The court ruled that there was no basis for applying provisions regarding suspension or deferral of the sentence. It also decided to maintain the international travel ban on Hacıoğlu.
Background of the case
As part of an investigation conducted by the Istanbul Chief Public Prosecutor's Office, Medya Haber TV employees Reyhan Hacıoğlu, Ahmet Güneş, Velat Ekin, Rahime Karvar, Vedat Örüç, and Necla Demir were detained on 17 January 2025. Hacıoğlu and the other journalists were imprisoned pending trial three days later on charges of “membership in a terrorist organization.”
In the indictment, Hacıoğlu's statements on television programs, her interviews with news sources, and her social media posts were cited as evidence of criminal activity.

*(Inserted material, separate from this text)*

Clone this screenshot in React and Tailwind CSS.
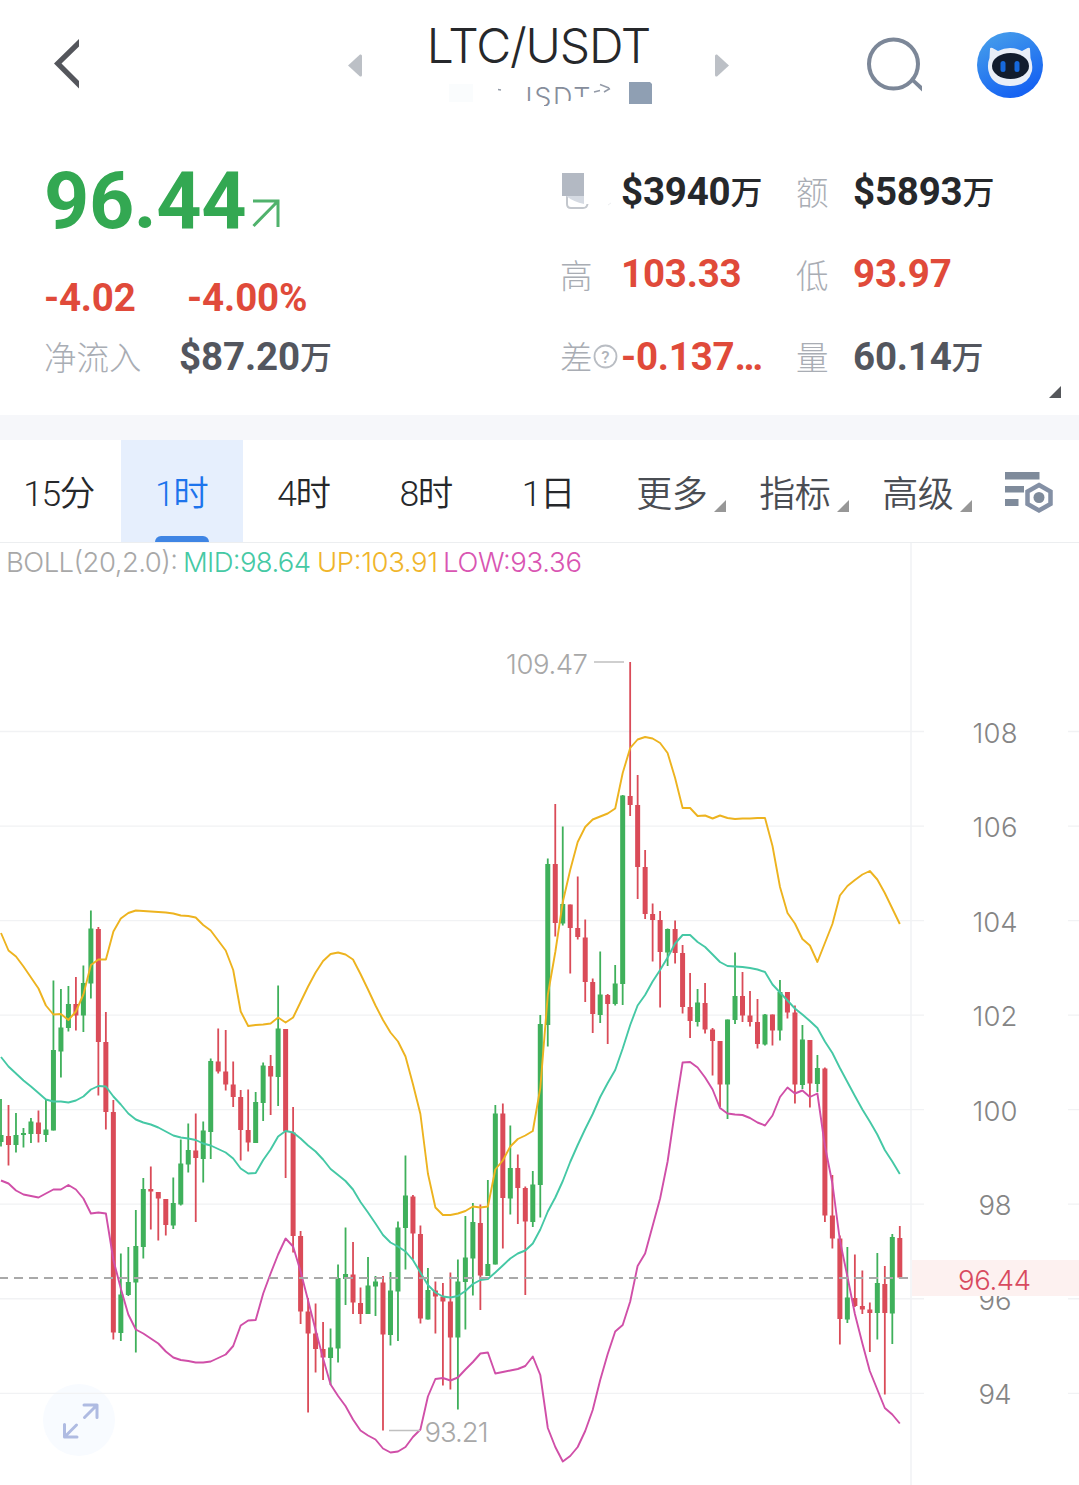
const tabs = ['15分', '1时', '4时', '8时', '1日'];
const menus = ['更多', '指标', '高级'];

// x of the first candle and the distance between two candles
const START = 1;
const STEP = 7.49;

// [direction, high, body top, body bottom, low]
const candles = [
  ['u', 1099, 1135, 1142, 1146.5], ['d', 1105, 1136, 1145, 1165.5], ['u', 1113, 1135, 1145, 1152.5],
  ['u', 1128, 1133, 1135, 1147.5], ['u', 1118, 1121.5, 1134, 1143], ['d', 1110.5, 1122.5, 1134, 1142.5],
  ['u', 1100, 1129.5, 1135, 1142], ['u', 980.5, 1050, 1130.5, 1130.5], ['u', 989, 1027.5, 1051.5, 1077.5],
  ['u', 986, 1004, 1028, 1031.5], ['d', 977, 1004, 1015.5, 1030.5], ['u', 965.5, 983, 1015.5, 1032],
  ['u', 910.5, 928.5, 983.5, 998.5], ['d', 927, 929, 1042, 1095.5], ['d', 1012, 1042, 1112, 1129.5],
  ['d', 1100, 1112, 1332.5, 1339.5], ['u', 1253.5, 1294.5, 1333, 1341], ['u', 1247, 1282, 1295, 1296],
  ['u', 1210, 1246, 1282.5, 1352.5], ['u', 1178, 1189, 1247, 1258.5], ['d', 1166.5, 1189, 1191.5, 1229.5],
  ['d', 1192, 1192, 1198.5, 1240.5], ['d', 1199, 1199, 1225, 1235.5], ['u', 1177.5, 1203, 1225.5, 1229],
  ['u', 1139.5, 1163.5, 1204.5, 1205.5], ['u', 1123.5, 1150, 1164.5, 1172.5], ['d', 1113.5, 1150.5, 1158, 1222],
  ['u', 1121.5, 1130.5, 1159, 1182.5], ['u', 1058.5, 1061, 1132, 1159], ['d', 1028.5, 1061.5, 1071.5, 1073.5],
  ['d', 1030, 1071.5, 1084.5, 1090.5], ['d', 1061.5, 1084.5, 1097, 1107], ['d', 1090, 1097, 1130, 1160.5],
  ['d', 1089.5, 1130, 1142.5, 1151.5], ['u', 1092, 1102, 1143, 1143], ['u', 1062.5, 1065.5, 1103, 1121],
  ['d', 1055, 1066, 1076.5, 1115], ['u', 985.5, 1028.5, 1077, 1106], ['d', 1029, 1029, 1131.5, 1178],
  ['d', 1107, 1132.5, 1236, 1252.5], ['d', 1231, 1236, 1311.5, 1324], ['d', 1298, 1311.5, 1333.5, 1412.5],
  ['d', 1303.5, 1333.5, 1349, 1372.5], ['d', 1322, 1349, 1357.5, 1380], ['u', 1328.5, 1347.5, 1358, 1385],
  ['u', 1264.5, 1278, 1348.5, 1362.5], ['u', 1227.5, 1274, 1279, 1305], ['d', 1242, 1274.5, 1302.5, 1314],
  ['d', 1287.5, 1303, 1314, 1324], ['u', 1257, 1285.5, 1314, 1314], ['u', 1276, 1281.5, 1286.5, 1316],
  ['d', 1276, 1282.5, 1334.5, 1430.5], ['u', 1272, 1290.5, 1335, 1345.5], ['u', 1221.5, 1227.5, 1291.5, 1341],
  ['u', 1155.5, 1195.5, 1228, 1269.5], ['d', 1195, 1196.5, 1233.5, 1259.5], ['d', 1225.5, 1234, 1318.5, 1323.5],
  ['u', 1268, 1290, 1319.5, 1319.5], ['d', 1281.5, 1290.5, 1296.5, 1333.5], ['d', 1283, 1296.5, 1301.5, 1385.5],
  ['d', 1272.5, 1301.5, 1337.5, 1389.5], ['u', 1259.5, 1281.5, 1337.5, 1409.5], ['u', 1216, 1257.5, 1282, 1329.5],
  ['u', 1203, 1222, 1258.5, 1295.5], ['d', 1204.5, 1223, 1275.5, 1310], ['u', 1180, 1264, 1276, 1276],
  ['u', 1105, 1113.5, 1264.5, 1264.5], ['d', 1103.5, 1113.5, 1198, 1248.5], ['u', 1125.5, 1168, 1198.5, 1214.5],
  ['d', 1154.5, 1168, 1188, 1224], ['d', 1186.5, 1188, 1221.5, 1295], ['u', 1171, 1184.5, 1222, 1227],
  ['u', 1015, 1024, 1185, 1217.5], ['u', 858.5, 864, 1025, 1046.5], ['d', 804, 864, 923, 936.5],
  ['u', 826.5, 904, 923.5, 925.5], ['d', 904.5, 904.5, 928, 973.5], ['d', 876.5, 928, 937, 939.5],
  ['d', 919.5, 937.5, 982, 1002], ['d', 978.5, 982, 1014, 1033], ['u', 951.5, 994.5, 1015, 1023],
  ['d', 994, 995, 1004, 1044], ['u', 965, 983.5, 1004, 1005.5], ['u', 795, 795.5, 984, 1005],
  ['d', 662, 796, 805, 816], ['d', 775, 805, 867, 899], ['d', 850, 867, 914, 919],
  ['d', 903.5, 914, 920, 961.5], ['d', 911, 920, 952, 1007.5], ['u', 928.5, 929, 952.5, 966],
  ['d', 920.5, 929, 953, 963.5], ['d', 945, 953, 1007, 1013.5], ['d', 973, 1007, 1021, 1038],
  ['u', 989, 1002.5, 1022, 1026.5], ['d', 983, 1003, 1029.5, 1033.5], ['d', 1028, 1029.5, 1041, 1075.5],
  ['d', 1041, 1041, 1084.5, 1107], ['u', 1019.5, 1019.5, 1084.5, 1119], ['u', 952.5, 996, 1020, 1024],
  ['d', 972, 996, 1015.5, 1022], ['d', 991, 1015.5, 1022, 1026.5], ['d', 999, 1022, 1044, 1048.5],
  ['u', 1014, 1014.5, 1044.5, 1045.5], ['d', 1014.5, 1014.5, 1030.5, 1045.5], ['u', 980, 992, 1030.5, 1040.5],
  ['d', 992, 992, 1012.5, 1018.5], ['d', 1005.5, 1012.5, 1084.5, 1103.5], ['u', 1025, 1039.5, 1085, 1089],
  ['d', 1040, 1040, 1083.5, 1107.5], ['u', 1055, 1068, 1084, 1092], ['d', 1067.5, 1068.5, 1215.5, 1222],
  ['d', 1175, 1215.5, 1238.5, 1248.5], ['d', 1235.5, 1238.5, 1319, 1344.5], ['u', 1247, 1297.5, 1319.5, 1323],
  ['d', 1254.5, 1298, 1306, 1307], ['d', 1270.5, 1306, 1309.5, 1314], ['d', 1302.5, 1309.5, 1313, 1352],
  ['u', 1253, 1283, 1313, 1339.5], ['d', 1266, 1284, 1313, 1394.5], ['u', 1234, 1237, 1313.5, 1344],
  ['d', 1226, 1238, 1277.5, 1279],
];

const upper = [
  933, 950.5, 956.5, 966.5, 977.5, 988.5, 1005.5, 1014.5, 1014, 1020, 1011.5, 994.5, 965, 959.5, 959.5, 931.5, 918.5, 913,
  910.5, 911, 911.5, 912, 912.5, 913.5, 915.5, 916, 917.5, 925, 930.5, 940.5, 950.5, 970, 1011.5, 1026, 1025, 1024.5, 1023.5,
  1017.5, 1022.5, 1017.5, 1002, 986.5, 972.5, 961, 954, 952.5, 954.5, 959.5, 974, 989.5, 1005.5, 1020, 1032.5, 1041.5, 1056.5,
  1084, 1114, 1173.5, 1207.5, 1215, 1215, 1213.5, 1211, 1206.5, 1207.5, 1206.5, 1169.5, 1160.5, 1146.5, 1139, 1135.5, 1131,
  1088, 995, 952, 902, 870, 842, 827, 819.5, 816.5, 813.5, 808.5, 773, 748, 739.5, 737, 738.5, 743, 753, 778, 808, 808,
  816, 815.5, 818.5, 815.5, 818, 819, 818.5, 818.5, 818, 818, 846, 887, 913, 923.5, 939, 945.5, 962, 943, 924, 895.5, 886,
  880, 874.5, 871, 879.5, 893, 908.5, 924,
];

const middle = [
  1057, 1066.5, 1073.5, 1080.5, 1086.5, 1093, 1099.5, 1101.5, 1101.5, 1102.5, 1100.5, 1096.5, 1089.5, 1086, 1086.5, 1096.5,
  1104.5, 1113.5, 1119.5, 1122.5, 1124.5, 1127.5, 1131.5, 1135.5, 1137.5, 1138.5, 1140, 1143.5, 1145.5, 1149, 1152.5, 1158.5,
  1168.5, 1173.5, 1173, 1160, 1149.5, 1136.5, 1131, 1132.5, 1138.5, 1145.5, 1151.5, 1159.5, 1169, 1175, 1181, 1189.5, 1202,
  1212.5, 1223.5, 1235, 1242.5, 1246.5, 1251.5, 1260, 1272.5, 1285, 1292.5, 1296.5, 1297.5, 1296, 1291, 1284, 1280, 1279,
  1272.5, 1265.5, 1258.5, 1253.5, 1250.5, 1243.5, 1229.5, 1211.5, 1197.5, 1181, 1162, 1145, 1129, 1114, 1097, 1083, 1070,
  1048.5, 1025, 1005.5, 995, 981.5, 970, 957.5, 943.5, 935, 935, 942, 947, 954.5, 962, 966, 966.5, 967, 968, 969.5, 972,
  984.5, 992.5, 1000.5, 1008.5, 1014.5, 1021, 1028, 1041.5, 1053, 1068, 1082, 1096, 1109.5, 1121.5, 1134.5, 1150, 1161.5, 1174,
];

const lower = [
  1180.5, 1183.5, 1190.5, 1194.5, 1196, 1197.5, 1193.5, 1189.5, 1189.5, 1185, 1189.5, 1198.5, 1213.5, 1212.5, 1213.5, 1260,
  1288.5, 1314.5, 1329.5, 1333.5, 1338.5, 1343.5, 1351.5, 1357.5, 1360, 1361, 1362.5, 1362.5, 1361.5, 1358, 1354.5, 1346,
  1325.5, 1320.5, 1320, 1293.5, 1273.5, 1254.5, 1238.5, 1246.5, 1271.5, 1300.5, 1330, 1358.5, 1384.5, 1396, 1406, 1419.5,
  1430.5, 1435.5, 1439.5, 1448.5, 1452.5, 1451.5, 1447, 1437, 1429.5, 1396.5, 1379, 1378, 1380.5, 1377.5, 1369.5, 1362,
  1353.5, 1352.5, 1373.5, 1372, 1370.5, 1369, 1366, 1356.5, 1375, 1428, 1447, 1461.5, 1456, 1447, 1431, 1410, 1380, 1354, 1331.5,
  1325, 1301.5, 1266, 1253.5, 1226, 1198.5, 1161.5, 1110, 1062.5, 1062, 1067.5, 1077.5, 1089.5, 1108, 1113.5, 1114.5, 1115,
  1118, 1122.5, 1125.5, 1115.5, 1097, 1087.5, 1093.5, 1090.5, 1097, 1093.5, 1146, 1183.5, 1240.5, 1276.5, 1314, 1343.5, 1371,
  1389.5, 1408, 1414.5, 1423.5,
];

const levels = [108, 106, 104, 102, 100, 98, 96, 94];
const levelY = (level) => 731.5 + (108 - level) * 47.27;
const toPoints = (values) => values.map((y, i) => `${(START + i * STEP).toFixed(1)},${y}`).join(' ');

function Header() {
  return (
    <header className="flex h-[130px] items-start">
      <svg className="mt-[36px] ml-[50px]" width="34" height="56" viewBox="50 36 34 56">
        <path d="M79 39V46.500L61.500 63.500L79 81V88.500L54 63.500Z" fill="#54565c" />
      </svg>
      <svg className="mt-[54px] ml-[263px]" width="16" height="24" viewBox="0 0 16 24">
        <path d="M1 11.500L13 0.500Q15 0 15 2V21Q15 23 13 22.500Z" fill="#bcc0c6" />
      </svg>
      <div className="flex w-[351px] flex-col items-center pt-[18px]">
        <h1 className="font-[Inter] text-[48px] leading-[56px] font-light tracking-[-1.1px] whitespace-nowrap text-[#26282b]">LTC/USDT</h1>
        <svg className="mt-1 ml-[22px]" width="240" height="32" viewBox="430 78 240 32">
          <defs>
            <clipPath id="pair">
              <path d="M512 86H518V94H526V101H544V106H551V104H562V101H572V97H592V86Z" />
            </clipPath>
          </defs>
          <rect x="449" y="84" width="24" height="18" fill="#fafcfd" />
          <text x="512.500" y="107" fontSize="27" fontWeight="300" textLength="78" clipPath="url(#pair)" className="font-[Inter]" fill="#868d9b">USDT</text>
          <path d="M498 89.500L501 90M594 92L600 90.500M600 84.500L609 88M604 92L610 88.500" stroke="#949ba8" strokeWidth="1.500" fill="none" />
          <path d="M629 82H650L652 84V104H629Z" fill="#8f9fb3" />
        </svg>
      </div>
      <svg className="mt-[54px]" width="16" height="24" viewBox="0 0 16 24">
        <path d="M15 11.500L3 0.500Q1 0 1 2V21Q1 23 3 22.500Z" fill="#bcc0c6" />
      </svg>
      <svg className="mt-[34px] ml-[133px]" width="64" height="62" viewBox="863 34 64 62">
        <circle cx="893.500" cy="64" r="24.500" fill="none" stroke="#7c8798" strokeWidth="4" />
        <path d="M910.500 80.500L913 78L922 86V91.500Z" fill="#7c8798" />
      </svg>
      <svg className="mt-[32px] ml-[50px]" width="66" height="66" viewBox="977 32 66 66">
        <defs>
          <linearGradient id="bot" x1="0" y1="0" x2="0.500" y2="1">
            <stop offset="0" stopColor="#4aa3ea" />
            <stop offset="1" stopColor="#1663f2" />
          </linearGradient>
        </defs>
        <circle cx="1010" cy="65" r="33" fill="url(#bot)" />
        <path d="M990 49Q990 47 992.500 48L998 51Q1010 45 1022 51L1027.500 48Q1030 47 1030 49L1030.500 58Q1033 64 1032 71Q1028 86 1010 86Q992 86 988.500 71Q987 64 989.500 58Z" fill="#e9eef8" />
        <ellipse cx="1010.500" cy="66" rx="18.500" ry="13" fill="#121c2e" />
        <rect x="1000.500" y="61" width="5" height="11" rx="2.500" fill="#1668dc" />
        <rect x="1014.500" y="61" width="5" height="11" rx="2.500" fill="#1668dc" />
      </svg>
    </header>
  );
}

function Stat({ label, value, color }) {
  return (
    <div className="flex h-[82.5px] items-center whitespace-nowrap">
      <span className="flex h-full shrink-0 items-center pt-[7px] text-[32.5px] font-light text-[#a9adb4]">{label}</span>
      <span className={`pt-px text-[38.5px] font-bold tracking-[-0.2px] ${color}`}>{value}</span>
    </div>
  );
}

function Wan() {
  return <span className="relative -top-px text-[32px] font-medium">万</span>;
}

function Summary() {
  return (
    <section className="flex h-[285px]">
      <div className="w-[560px] pl-[44px]">
        <div className="flex h-[130px] items-start">
          <span className="mt-[21px] text-[79px] leading-[100px] font-bold tracking-[-0.4px] text-[#33a852]">96.44</span>
          <svg className="mt-[68px] ml-[6px]" width="30" height="30" viewBox="0 0 30 30" fill="none" stroke="#50b26c" strokeWidth="3">
            <path d="M1 3H26V29M26 3L1.500 28" />
          </svg>
        </div>
        <div className="flex h-[75px] items-center text-[38.5px] font-bold text-[#e04a3a]">
          <span className="w-[143px] tracking-[-0.2px]">-4.02</span>
          <span className="tracking-[-0.1px]">-4.00%</span>
        </div>
        <div className="flex h-[44px] items-center whitespace-nowrap">
          <span className="w-[135px] pt-[5px] text-[32.5px] font-light text-[#a9adb4]">净流入</span>
          <span className="text-[38.5px] font-bold tracking-[-0.1px] text-[#53565e]">$87.20<Wan /></span>
        </div>
      </div>
      <div className="w-[236px] pt-[20px] [&>div>span:first-child]:w-[61px]">
        <Stat
          label={
            <svg className="mb-[7px]" width="52" height="40" viewBox="560 170 52 40">
              <path d="M567 195V203Q567 207 571 207H583Q587 207 587.500 203" fill="none" stroke="#c3c7cd" strokeWidth="2" />
              <path d="M562 172H584V195H562Z" fill="#b3b9c3" />
              <path d="M566 195H584V203Q574 201 566 195Z" fill="#d5dae2" />
              <path d="M608 204L611 202" stroke="#eceef0" />
            </svg>
          }
          value={<>$3940<Wan /></>}
          color="text-[#26282b]"
        />
        <Stat label="高" value="103.33" color="text-[#e04a3a]" />
        <Stat
          label={
            <>
              差
              <svg className="-mt-[6px] shrink-0" width="25" height="25" viewBox="0 0 25 25">
                <circle cx="12.500" cy="12.500" r="11" fill="none" stroke="#b9bdc3" strokeWidth="1.800" />
                <text x="12.500" y="18.500" textAnchor="middle" fontSize="17" fontWeight="500" fill="#b0b4ba">?</text>
              </svg>
            </>
          }
          value="-0.137…"
          color="text-[#e04a3a]"
        />
      </div>
      <div className="w-[253px] pt-[20px] [&>div>span:first-child]:w-[57px]">
        <Stat label="额" value={<>$5893<Wan /></>} color="text-[#26282b]" />
        <Stat label="低" value="93.97" color="text-[#e04a3a]" />
        <Stat label="量" value={<>60.14<Wan /></>} color="text-[#53565e]" />
      </div>
      <svg className="mt-[256px]" width="12" height="12" viewBox="0 0 12 12">
        <path d="M12 0V12H0Z" fill="#55575b" />
      </svg>
    </section>
  );
}

function Tabs() {
  return (
    <nav className="flex h-[103px] items-stretch border-b border-[#eceef0] text-[36px] leading-none font-[350]">
      {tabs.map((tab, i) => (
        <button
          key={tab}
          className={`flex flex-col items-center pt-[36.5px] tracking-[-1.4px] ${i === 0 ? 'w-[121px] pr-1' : 'w-[122.3px] pr-[2px]'} ${
            tab === '1时' ? 'justify-between bg-[#e6effd] text-[#1d74ec]' : 'text-[#26282b]'
          }`}
        >
          <span className="text-[35.5px]">{tab}</span>
          {tab === '1时' && <span className="ml-[2px] h-[6px] w-[54px] rounded-t-[6px] bg-[#3f85e4]" />}
        </button>
      ))}
      <div className="ml-[26px] flex">
        {menus.map((menu) => (
          <button key={menu} className="flex w-[123px] items-start pt-[37px] text-[#4a4d53]">
            <span className="w-[78px] text-left tracking-[-0.5px] whitespace-nowrap">{menu}</span>
            <svg className="mt-[23px]" width="12" height="12" viewBox="0 0 12 12">
              <path d="M12 0V12H0Z" fill="#979797" />
            </svg>
          </button>
        ))}
      </div>
      <svg className="mt-[30px]" width="50" height="44" viewBox="1005 470 50 44">
        <path d="M1005 472H1039.500V479.500H1005ZM1005 486H1024V492.500H1005ZM1005 499H1018.500V506H1005Z" fill="#7f8b9b" />
        <path d="M1039 485L1050.500 491.500V504L1039 510.500L1027.500 504V491.500Z" fill="#fff" stroke="#8490a5" strokeWidth="4.500" />
        <circle cx="1039" cy="497.500" r="5.500" fill="#7f8b9b" />
      </svg>
    </nav>
  );
}

function Candle({ candle, index }) {
  const [direction, high, top, bottom, low] = candle;
  const x = START + index * STEP;
  return (
    <g fill={direction === 'u' ? '#3fb05b' : '#da4b58'}>
      <rect x={x - 0.9} y={high} width="1.8" height={low - high} />
      <rect x={x - 2.5} y={top} width="5" height={bottom - top} />
    </g>
  );
}

function Chart() {
  return (
    <svg className="block font-[Inter]" width="1079" height="942" viewBox="0 543 1079 942">
      <circle cx="79" cy="1420" r="36" fill="#f8fbff" />
      {levels.map((level) => (
        <g key={level}>
          <path d={`M0 ${levelY(level)}H924M1068 ${levelY(level)}H1079`} stroke="#f1f2f4" strokeWidth="1.3" />
          <text x="995" y={levelY(level) + 11} textAnchor="middle" fontSize="27.500" fontWeight="350" textLength={level > 99 ? 45 : 33} fill="#858585">
            {level}
          </text>
        </g>
      ))}
      <path d="M911 543V1485" stroke="#f1f2f4" strokeWidth="1.500" />

      <g fontSize="27.500" fontWeight="350">
        <text x="6" y="571.500" textLength="172" fill="#a8a8a8">BOLL(20,2.0):</text>
        <text x="183" y="571.500" textLength="128" fill="#45c9a4">MID:98.64</text>
        <text x="317" y="571.500" textLength="121" fill="#f0b52b">UP:103.91</text>
        <text x="443" y="571.500" textLength="139" fill="#d955b2">LOW:93.36</text>
      </g>

      {candles.map((candle, i) => <Candle key={i} candle={candle} index={i} />)}

      <g fill="none" strokeWidth="1.900" strokeLinejoin="round">
        <polyline points={toPoints(middle)} stroke="#45c8a5" />
        <polyline points={toPoints(upper)} stroke="#edb31f" />
        <polyline points={toPoints(lower)} stroke="#d04fa8" />
      </g>

      <path d="M-1 1278H908" stroke="#a9a9a9" strokeWidth="2" strokeDasharray="9 6" />
      <path d="M594 662H624M389 1430.500H420" stroke="#c0c0c0" strokeWidth="1.500" />
      <g fontSize="27.500" fontWeight="350" fill="#a8a8a8">
        <text x="506" y="673.500" textLength="82">109.47</text>
        <text x="424.500" y="1441.500" textLength="64">93.21</text>
      </g>

      <rect x="912" y="1260" width="167" height="36" fill="#fdf1f0" />
      <text x="958" y="1289.500" fontSize="27.500" fontWeight="350" textLength="73" fill="#d84a5f">96.44</text>

      <g fill="none" stroke="#afbbe2" strokeWidth="3" strokeLinecap="round" strokeLinejoin="round">
        <path d="M84 1405H97V1417.500M97 1405L84.500 1417.500" />
        <path d="M64.500 1424.500V1437H77M64.500 1437L76.500 1425" />
      </g>
    </svg>
  );
}

export default function App() {
  return (
    <main className="h-[1485px] w-[1079px] overflow-hidden bg-white font-[Roboto,'Noto_Sans_CJK_SC',sans-serif]">
      <Header />
      <Summary />
      <div className="h-[25px] bg-[#f6f7fa]" />
      <Tabs />
      <Chart />
    </main>
  );
}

As part of the same investigation, journalist Velat Ekin, owner of Güncel Medya Prodüksiyon, was also detained and imprisoned pending trial on 20 January. The case against Ekin was heard at the Istanbul 23rd High Criminal Court. At the end of the first hearing, the court acquitted Ekin of “membership in a terrorist organization” and released him on the grounds that “the elements of the crime were not present.”